Contributors to those Web sites were praising the explosions and linking them to a recent video tape said to have been issued by al-Qa'ida's second in command, Ayman al-Zawahri.

The explosions came a month after the Israeli government urged citizens not to visit Egypt, citing a "concrete" terror threat to tourists in an area.
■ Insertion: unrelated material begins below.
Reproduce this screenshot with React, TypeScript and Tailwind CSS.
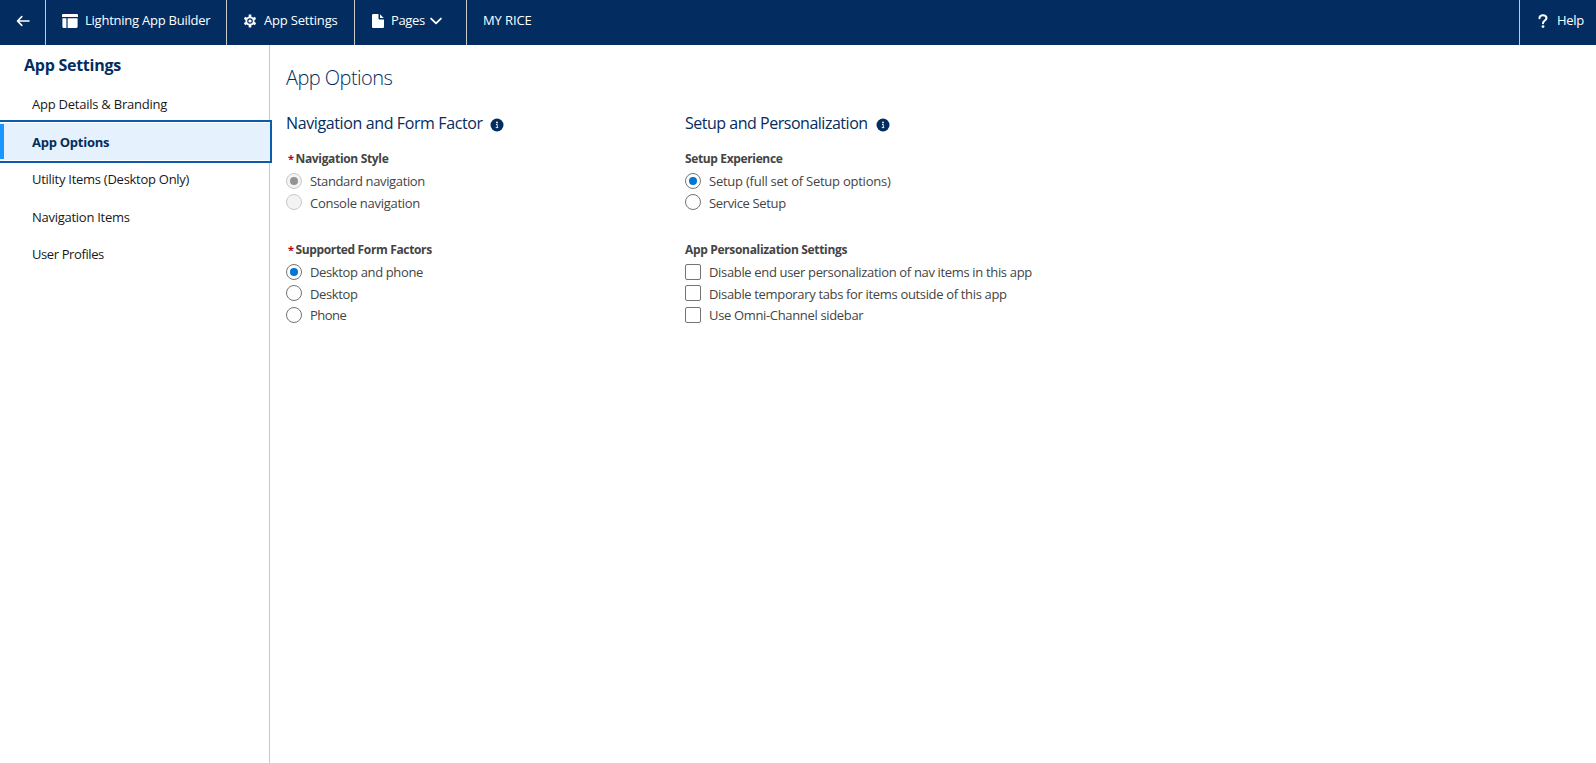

The warning identified the Sinai Peninsula as the target of a potential attack.

The security adviser to Palestinian leader Yasser Arafat, Jibril Rajoub, said that no Palestinian factions were responsible for the explosions.

Four hours after the blast, Israel's military took command of the scene, according to the army spokeswoman, Brigadier General Ruth Yaron, but there were delays in sending Israeli forces and rescue workers across the tense border.

Shimon Romah, an Israeli fire chief, said rescue workers lost precious time because they were unable to bring heavy equipment to Taba for several hours.

"This was just a travesty, because these were four critical hours," Romah said.

Thousands of frightened Israeli tourists rushed back home, streaming into Eilat today. Many Israeli tourists complained bitterly about the Egyptian authorities who they said prevented tourists from leaving their hotels after the blasts and delayed them at the border. Before the blast, 12,000 to 15,000 Israelis were believed to be in the Sinai.

Israeli radio reported a nationwide call for surgeons to get to Eilat.

Egypt upgraded a security alert at the airports in Cairo and in the southern tourist cities of Luxor, Hurghada and Aswan. Police were searching cars coming in and out of Luxor and Hurghada and there was a heavy police presence around hotels.

Taba is the main crossing between Israel and Egypt and the gateway for thousands of Israelis who travel to the hotels and resorts on the Red Sea. Thursday was the last day of the week-long Jewish festival of Sukkot, when thousands of Israelis holiday in the Sinai.